Welcome Back Teachers

School campuses, quiet all summer, are now buzzing with energy as teachers rush around setting up their bulletin boards, rearranging desks, and looking over their academic plans for the year. They are writing their syllabus, emergency lesson plans, and examining students’ IEPs.

Periodically they are pulled from their classroom set-up to attend a faculty meeting – the first of many.

New teachers look completely confused and overwhelmed, as they should be – year one is the craziest. Don’t worry newbies; you’ll get your stride by Christmas Break.

This is an exciting time of year. Teachers are rested and happy – feeling confident and motivated. Some are pleased to be back to work simply because they are sick of their own children.

Today I miss teachers. I miss you stopping by my office to chat about your summer vacations. I miss discussing new instructional approaches you plan to implement this year. I miss answering questions and trouble shooting beginning-of-the-year issues with you.

During this time of year I would be running all over campus helping where I could and putting out fires. Nothing pleased me more than returning to my office and seeing a line of teachers waiting for me outside my door. Being of service to teachers was the best part of my job.

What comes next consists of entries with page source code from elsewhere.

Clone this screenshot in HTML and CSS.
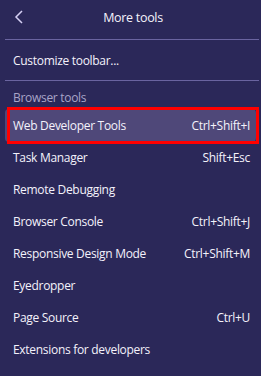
FILE: index.html
```html
<!DOCTYPE html>
<html lang="en">
  <head>
    <meta charset="UTF-8">
    <title>More tools</title>
    <link rel="stylesheet" href="styles.css">
  </head>
  <body>

    <div class="panel">
      <div class="header">
        <svg class="back" width="10" height="14" viewBox="0 0 10 14">
          <polyline points="8,1 2,7 8,13" fill="none" stroke="#d6d0f5" stroke-width="1.5"/>
        </svg>
        <span class="title">More tools</span>
      </div>

      <div class="sep"></div>
      <div class="item">Customize toolbar...</div>
      <div class="sep"></div>

      <div class="label">Browser tools</div>
      <div class="item active">
        <span>Web Developer Tools</span><span>Ctrl+Shift+I</span>
        <div class="marker"></div>
      </div>
      <div class="item"><span>Task Manager</span><span>Shift+Esc</span></div>
      <div class="item"><span>Remote Debugging</span></div>
      <div class="item"><span>Browser Console</span><span>Ctrl+Shift+J</span></div>
      <div class="item"><span>Responsive Design Mode</span><span>Ctrl+Shift+M</span></div>
      <div class="item"><span>Eyedropper</span></div>
      <div class="item"><span>Page Source</span><span>Ctrl+U</span></div>
      <div class="item"><span>Extensions for developers</span></div>
    </div>

  </body>
</html>
```

FILE: styles.css
```css
* {
  box-sizing: border-box;
  margin: 0;
  padding: 0;
}

body {
  background-color: #2b2859;
  color: #f4f2fb;
  font-family: "Open Sans", Arial, sans-serif;
  font-size: 12px;
  letter-spacing: -0.3px;
  overflow: hidden;
}

.panel {
  width: 261px;
  height: 376px;
  padding: 0 2px 0 5px;
}

.header {
  position: relative;
  height: 35px;
  display: flex;
  align-items: center;
  justify-content: center;
}

.back {
  position: absolute;
  left: 9px;
  top: 10px;
}

.title {
  font-size: 12.5px;
  margin-left: 2px;
}

.sep {
  height: 1px;
  background-color: #6a64a0;
  margin: 4px 0;
}

.item {
  position: relative;
  height: 32px;
  width: 251px;
  padding: 0 6px 0 8px;
  display: flex;
  align-items: center;
  justify-content: space-between;
  border-radius: 4px;
}

.label {
  height: 24px;
  padding-left: 8px;
  display: flex;
  align-items: center;
  color: #a9a5c8;
}

.active {
  background-color: #4f4879;
  height: 33px;
  margin-bottom: -1px;
}

.marker {
  position: absolute;
  left: 2px;
  top: -2px;
  width: 252px;
  height: 37px;
  border: 3px solid #ff0000;
}
```
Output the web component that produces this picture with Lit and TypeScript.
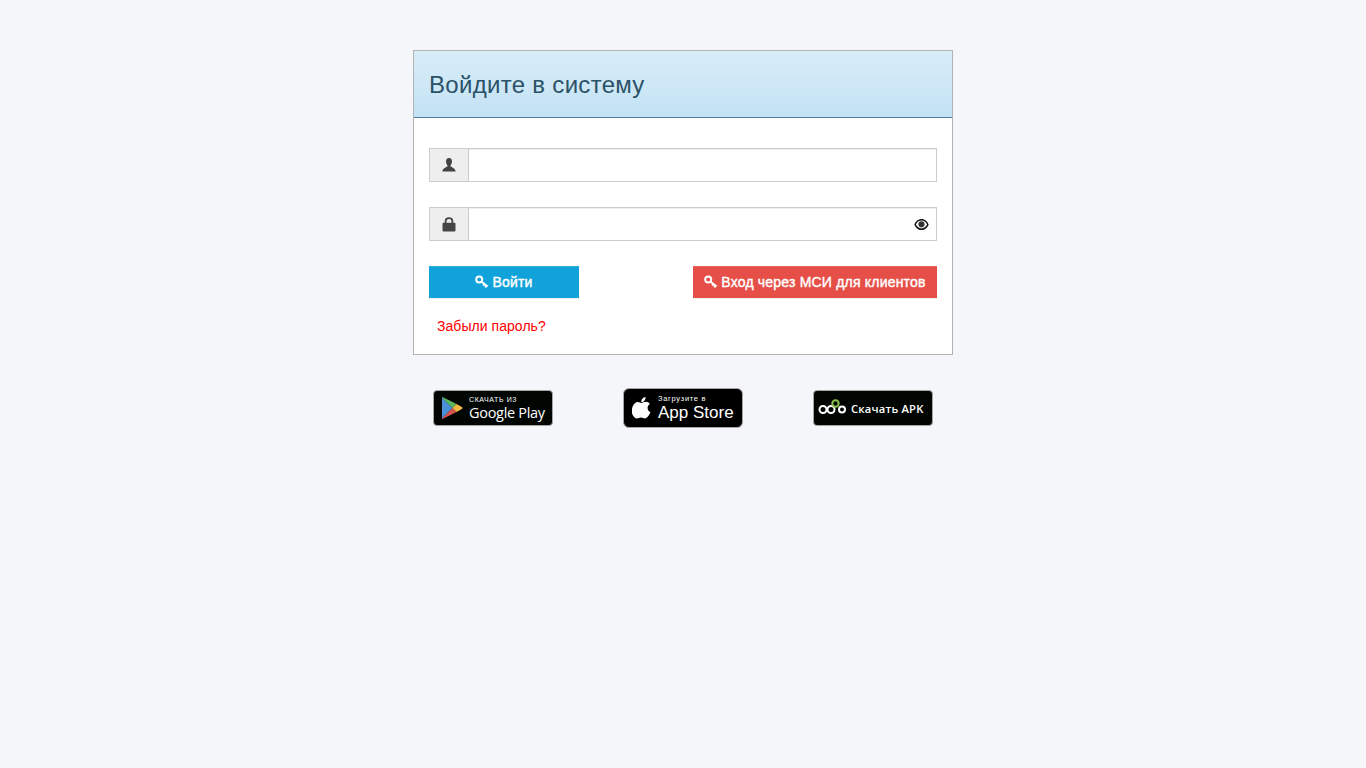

Today I miss standing in front of a room full of teachers and welcoming you all back to school.

If I were still an assistant principal, the district would expect me to talk to you all about last year’s test data, benchmarks and overall assessment goals. But that’s a waste of time. If I were with you today, I would say to you:

“Thank you for being an educator. You are the most important resource a student has: more important than the technology in your classroom, more important than the scores on the assessments students will or will not achieve, and much more important than your VAM score.

“Welcome back. You have the power to change the conversation and take back the autonomy and creativity corporations and bureaucrats attempt to strip from you. Screw VAM scores, Common Core and high-stakes testing. Forget about all that and do what you do best – engage, inspire and empower students.”

2 Responses

  1. Suzan harden

    This brought tears to my eyes. Right now, you’re effecting change in the only way you can–from outside a system completely resistant to anyone’s ideas or concerns. It won’t always have to be that way. You’re broadening your own horizons in the most amazing way. Thanks to modern technology, we can share your journey. You’re inspiring us through ConversationEd. You’re still helping teachers, but for the time being you’re putting out the emotional and spiritual fires in a different way. Welcome back to school!

    Reply
  2. Lynn Pieadras

    Nicely put. It is such a damn shame that all of the Assistant Principals (and principals and Directors, etc…) in my school district are doing nothing BUT talking about test scores and the upcoming benchmark testing and the latest corporate approved edu-speak buzzwords…

    Our school district (somewhere in the western half of Texas) has a whole new leadership team and their whole focus is the test and every bit of gadgetry they can get their hands on to “help” the students “improve” in this “Crisis”!

    You’ve heard of “drinking the Koolaid”, right? Well these folks are main lining it!

    And, their rule is something right out of Machiavelli! Disagree with them once… Dare to utter a peep that murmurs anything other than their latest mantra or buzzwords and it’s ‘don’t let the door hit ya where the good lord split ya!’ They have made it abundantly clear that everyone below the rank of Director is a meaningless thrall to them and demotions and firings are the words of the day for those who would DARE to speak out.

    Thus the alias name and e-mail account shown above… I know that several of the admin from my district look to see who comments on your blog and Facebook site. If I am caught doing so, I WILL be fired. I apologize for my cowardice of hiding behind the continued feeding of my children. They are very serious and not afraid to ruin people’s lives at the drop of a hat!

    But, I do agree with everything you have said and have written. I got the first chapter of your book that you sent out. Nicely done.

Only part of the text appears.